### Written instruction
Find the lines below that contain the string "components". Copy each one.
===== Dataset content
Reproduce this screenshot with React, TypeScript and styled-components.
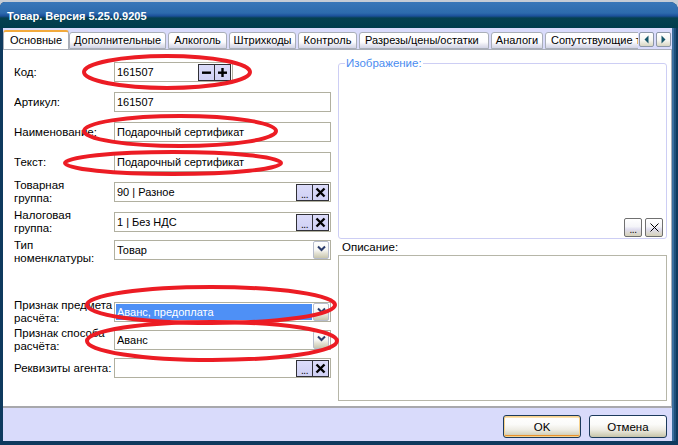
import React from "react"
import styled, { createGlobalStyle } from "styled-components"

const GlobalStyle = createGlobalStyle`
  html, body {
    margin: 0;
    padding: 0;
  }
  body {
    width: 678px;
    height: 445px;
    overflow: hidden;
    background: #c4ccd6;
    font-family: "Liberation Sans", Arial, sans-serif;
    font-size: 11px;
    color: #000;
  }
`

const Window = styled.div`
  position: relative;
  width: 678px;
  height: 443px;
  margin-top: 2px;
  display: flex;
  flex-direction: column;
  background: #0e3a5e;
  border-radius: 5px 8px 0 0;
  overflow: hidden;
`

const TitleBar = styled.div`
  height: 26px;
  flex-shrink: 0;
  display: flex;
  align-items: center;
  padding: 2px 0 0 7px;
  box-sizing: border-box;
  background: linear-gradient(#3877b9 0, #2d6bad 11px, #1b4f9a 14px, #054150 16px, #003d4c 26px);
  color: #fff;
  font-size: 11px;
  font-weight: bold;
`

const Body = styled.div`
  flex: 1;
  margin: 0 6px 4px 3px;
  display: flex;
  flex-direction: column;
  background: #d9dbfb;
  box-shadow: 2px 0 0 #3b6f9e, 4px 0 0 #1f4f7a;
`

const TabStrip = styled.div`
  height: 21px;
  flex-shrink: 0;
  display: flex;
  align-items: flex-end;
  position: relative;
  z-index: 1;
`

const Tabs = styled.div`
  flex: 1;
  display: flex;
  align-items: flex-end;
  gap: 2px;
  overflow: hidden;
  height: 21px;
`

const Tab = styled.div<{ $w: number; $active?: boolean }>`
  flex-shrink: 0;
  width: ${(p) => p.$w}px;
  height: ${(p) => (p.$active ? 20 : 17)}px;
  margin-right: ${(p) => (p.$active ? -2 : 0)}px;
  margin-bottom: ${(p) => (p.$active ? -1 : 0)}px;
  box-sizing: border-box;
  border: 1px solid #a9aeb8;
  border-bottom: ${(p) => (p.$active ? "none" : "1px solid #a9aeb8")};
  border-top: ${(p) => (p.$active ? "2px solid #f2aa3c" : "1px solid #a9aeb8")};
  border-radius: 3px 3px 0 0;
  background: ${(p) =>
    p.$active ? "#fff" : "linear-gradient(#fff 0, #fcfcfe 60%, #e6e6f0 80%, #d2d4e6 100%)"};
  display: flex;
  align-items: center;
  justify-content: ${(p) => (p.$w > 120 && !p.$active ? "flex-start" : "center")};
  padding-left: ${(p) => (p.$w > 120 ? 5 : 0)}px;
  white-space: nowrap;
  overflow: hidden;
  font-size: 11px;
  padding-bottom: ${(p) => (p.$active ? 2 : 1)}px;
`

const ScrollButtons = styled.div`
  display: flex;
  gap: 2px;
  padding: 0 1px 2px 1px;
  align-items: flex-end;
`

const ScrollButton = styled.div`
  width: 15px;
  height: 15px;
  box-sizing: border-box;
  border: 1px solid #8c96a8;
  border-radius: 2px;
  background: linear-gradient(#fff 0, #f6f6f2 55%, #d8d6c2 100%);
  display: flex;
  align-items: center;
  justify-content: center;
`

const Panel = styled.div`
  height: 359px;
  flex-shrink: 0;
  box-sizing: border-box;
  background: #fff;
  border-top: 1px solid #a9aeb8;
  border-right: 1px solid #a9aeb8;
  border-bottom: 2px solid #a8a8ac;
  display: flex;
  gap: 7px;
  padding: 12px 0 0 11px;
`

const FormColumn = styled.div`
  width: 317px;
  display: flex;
  flex-direction: column;
`

const Row = styled.div<{ $gap: number }>`
  display: flex;
  align-items: center;
  height: 20px;
  margin-top: ${(p) => p.$gap}px;
`

const Label = styled.div<{ $shift?: number }>`
  width: 100px;
  flex-shrink: 0;
  white-space: nowrap;
  overflow: hidden;
  line-height: 13px;
  font-size: 11.5px;
  margin-top: ${(p) => p.$shift ?? 0}px;
`

const Field = styled.div<{ $w?: number }>`
  width: ${(p) => p.$w ?? 217}px;
  height: 20px;
  box-sizing: border-box;
  border: 1px solid #b1b0a0;
  display: flex;
  align-items: center;
  padding: 0 1px 0 2px;
  background: #fff;
`

const FieldText = styled.span<{ $selected?: boolean }>`
  flex: 1;
  height: 16px;
  line-height: 16px;
  white-space: nowrap;
  overflow: hidden;
  font-size: 11px;
  margin-left: ${(p) => (p.$selected ? -1 : 0)}px;
  padding-left: ${(p) => (p.$selected ? 1 : 0)}px;
  margin-right: ${(p) => (p.$selected ? 1 : 0)}px;
  background: ${(p) => (p.$selected ? "#4e90f6" : "transparent")};
  color: ${(p) => (p.$selected ? "#fff" : "#000")};
`

const SquareButton = styled.div`
  width: 17px;
  height: 17px;
  box-sizing: border-box;
  border: 1px solid #303036;
  background: linear-gradient(#dcdcfa, #cfd0f4);
  display: flex;
  align-items: center;
  justify-content: center;
  font-size: 11px;
  line-height: 1;
  margin-left: -1px;
  &:first-of-type {
    margin-left: 0;
  }
`

const Dots = styled.span`
  font-size: 10px;
  line-height: 10px;
  margin-top: 5px;
  letter-spacing: -0.5px;
`

const ComboButton = styled.div`
  width: 16px;
  height: 18px;
  box-sizing: border-box;
  border: 1px solid #b6bccc;
  border-radius: 2px;
  background: linear-gradient(#fff 0, #f7f7f4 50%, #e4e2d4 70%, #c8c6ae 100%);
  display: flex;
  align-items: flex-start;
  justify-content: center;
  padding-top: 3px;
`

const SideColumn = styled.div`
  width: 329px;
  display: flex;
  flex-direction: column;
`

const ImageBox = styled.fieldset`
  margin: -6px 0 0 0;
  padding: 0 3px 1px 0;
  height: 183px;
  box-sizing: border-box;
  border: 1px solid #cdcef4;
  border-radius: 3px;
  min-inline-size: 0;
`

const ImageLegend = styled.legend`
  margin-left: 6px;
  padding: 0 1px 0 1px;
  color: #4b8cf0;
  font-size: 11.5px;
  line-height: 14px;
`

const ImageTools = styled.div`
  height: 167px;
  display: flex;
  justify-content: flex-end;
  align-items: flex-end;
  gap: 3px;
`

const ToolButton = styled.div`
  width: 18px;
  height: 19px;
  box-sizing: border-box;
  border: 1px solid #707070;
  border-radius: 2px;
  background: linear-gradient(#fff 0, #f4f4f8 45%, #e0def0 60%, #d6d2b8 100%);
  display: flex;
  align-items: center;
  justify-content: center;
  font-size: 10px;
`

const DescLabel = styled.div`
  margin: 1px 0 0 4px;
  line-height: 14px;
  height: 14px;
  font-size: 11.5px;
`

const DescArea = styled.div`
  margin-top: 1px;
  height: 146px;
  box-sizing: border-box;
  border: 1px solid #b6b6a8;
`

const Footer = styled.div`
  flex: 1;
  display: flex;
  justify-content: flex-end;
  align-items: flex-start;
  gap: 8px;
  padding: 7px 5px 0 0;
`

const XPButton = styled.div<{ $default?: boolean }>`
  width: 78px;
  height: 23px;
  box-sizing: border-box;
  border: 1px solid #1c3a5c;
  border-radius: 3px;
  background: linear-gradient(#fff 0, #fbfbf9 40%, #eeece4 65%, #d8d6c2 85%, #c6c3a8 100%);
  box-shadow: ${(p) =>
    p.$default ? "inset 0 0 0 1px #f7d28c, inset 0 -2px 0 #e8912c, inset 0 2px 0 #fbe1b0" : "none"};
  display: flex;
  align-items: center;
  justify-content: center;
  font-size: 11.5px;
`

const Marks = styled.svg`
  position: absolute;
  left: 0;
  top: -2px;
  pointer-events: none;
`

const Cross = ({ thin }: { thin?: boolean }) => (
  <svg width="11" height="11" viewBox="0 0 11 11">
    <path
      d="M1.5 1.5 L9.5 9.5 M9.5 1.5 L1.5 9.5"
      stroke="#000"
      strokeWidth={thin ? 1 : 2.4}
      fill="none"
    />
  </svg>
)

const Minus = () => (
  <svg width="11" height="11" viewBox="0 0 11 11">
    <rect x="1" y="4.5" width="9" height="2.4" fill="#000" />
  </svg>
)

const Plus = () => (
  <svg width="11" height="11" viewBox="0 0 11 11">
    <rect x="1" y="4.5" width="9" height="2.4" fill="#000" />
    <rect x="4.3" y="1" width="2.4" height="9" fill="#000" />
  </svg>
)

const Chevron = () => (
  <svg width="9" height="7" viewBox="0 0 9 7">
    <path d="M1 1.5 L4.5 5 L8 1.5" stroke="#2b3c6c" strokeWidth="2" fill="none" />
  </svg>
)

const Arrow = ({ dir }: { dir: "left" | "right" }) => (
  <svg width="7" height="9" viewBox="0 0 7 9">
    <path
      d={dir === "left" ? "M5.5 0.5 L1.5 4.5 L5.5 8.5 Z" : "M1.5 0.5 L5.5 4.5 L1.5 8.5 Z"}
      fill="#15566a"
    />
  </svg>
)

const tabs = [
  { title: "Основные", w: 66 },
  { title: "Дополнительные", w: 97 },
  { title: "Алкоголь", w: 59 },
  { title: "Штрихкоды", w: 67 },
  { title: "Контроль", w: 59 },
  { title: "Разрезы/цены/остатки", w: 130 },
  { title: "Аналоги", w: 52 },
  { title: "Сопутствующие товары", w: 130 },
]

function PickerButtons() {
  return (
    <>
      <SquareButton>
        <Dots>...</Dots>
      </SquareButton>
      <SquareButton>
        <Cross />
      </SquareButton>
    </>
  )
}

export default function App() {
  return (
    <>
      <GlobalStyle />
      <Window>
        <TitleBar>Товар. Версия 5.25.0.9205</TitleBar>
        <Body>
          <TabStrip>
            <Tabs>
              {tabs.map((t, i) => (
                <Tab key={t.title} $w={t.w} $active={i === 0}>
                  {t.title}
                </Tab>
              ))}
            </Tabs>
            <ScrollButtons>
              <ScrollButton>
                <Arrow dir="left" />
              </ScrollButton>
              <ScrollButton>
                <Arrow dir="right" />
              </ScrollButton>
            </ScrollButtons>
          </TabStrip>
          <Panel>
            <FormColumn>
              <Row $gap={0}>
                <Label>Код:</Label>
                <Field $w={119}>
                  <FieldText>161507</FieldText>
                  <SquareButton>
                    <Minus />
                  </SquareButton>
                  <SquareButton>
                    <Plus />
                  </SquareButton>
                </Field>
              </Row>
              <Row $gap={10}>
                <Label>Артикул:</Label>
                <Field>
                  <FieldText>161507</FieldText>
                </Field>
              </Row>
              <Row $gap={10}>
                <Label>Наименование:</Label>
                <Field>
                  <FieldText>Подарочный сертификат</FieldText>
                </Field>
              </Row>
              <Row $gap={10}>
                <Label>Текст:</Label>
                <Field>
                  <FieldText>Подарочный сертификат</FieldText>
                </Field>
              </Row>
              <Row $gap={10}>
                <Label>
                  Товарная
                  <br />
                  группа:
                </Label>
                <Field>
                  <FieldText>90 | Разное</FieldText>
                  <PickerButtons />
                </Field>
              </Row>
              <Row $gap={10}>
                <Label>
                  Налоговая
                  <br />
                  группа:
                </Label>
                <Field>
                  <FieldText>1 | Без НДС</FieldText>
                  <PickerButtons />
                </Field>
              </Row>
              <Row $gap={8}>
                <Label $shift={3}>
                  Тип
                  <br />
                  номенклатуры:
                </Label>
                <Field>
                  <FieldText>Товар</FieldText>
                  <ComboButton>
                    <Chevron />
                  </ComboButton>
                </Field>
              </Row>
              <Row $gap={42}>
                <Label>
                  Признак предмета
                  <br />
                  расчёта:
                </Label>
                <Field>
                  <FieldText $selected>Аванс, предоплата</FieldText>
                  <ComboButton>
                    <Chevron />
                  </ComboButton>
                </Field>
              </Row>
              <Row $gap={8}>
                <Label>
                  Признак способа
                  <br />
                  расчёта:
                </Label>
                <Field>
                  <FieldText>Аванс</FieldText>
                  <ComboButton>
                    <Chevron />
                  </ComboButton>
                </Field>
              </Row>
              <Row $gap={8}>
                <Label>Реквизиты агента:</Label>
                <Field>
                  <FieldText />
                  <PickerButtons />
                </Field>
              </Row>
            </FormColumn>
            <SideColumn>
              <ImageBox>
                <ImageLegend>Изображение:</ImageLegend>
                <ImageTools>
                  <ToolButton>
                    <Dots>...</Dots>
                  </ToolButton>
                  <ToolButton>
                    <Cross thin />
                  </ToolButton>
                </ImageTools>
              </ImageBox>
              <DescLabel>Описание:</DescLabel>
              <DescArea />
            </SideColumn>
          </Panel>
          <Footer>
            <XPButton $default>OK</XPButton>
            <XPButton>Отмена</XPButton>
          </Footer>
        </Body>
        <Marks width="678" height="445" viewBox="0 0 678 445">
          <g fill="none" stroke="#ec1c24" strokeWidth="4">
            <ellipse cx="167" cy="72" rx="83" ry="16" />
            <ellipse cx="180" cy="131" rx="96" ry="15" />
            <ellipse cx="173" cy="163" rx="108" ry="11" />
            <ellipse cx="211" cy="305" rx="124" ry="18" />
            <ellipse cx="212" cy="341" rx="125" ry="19" />
          </g>
        </Marks>
      </Window>
    </>
  )
}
==========
### Exercise answer
Reproduce this screenshot with React, TypeScript and styled-components.
import styled, { createGlobalStyle } from "styled-components"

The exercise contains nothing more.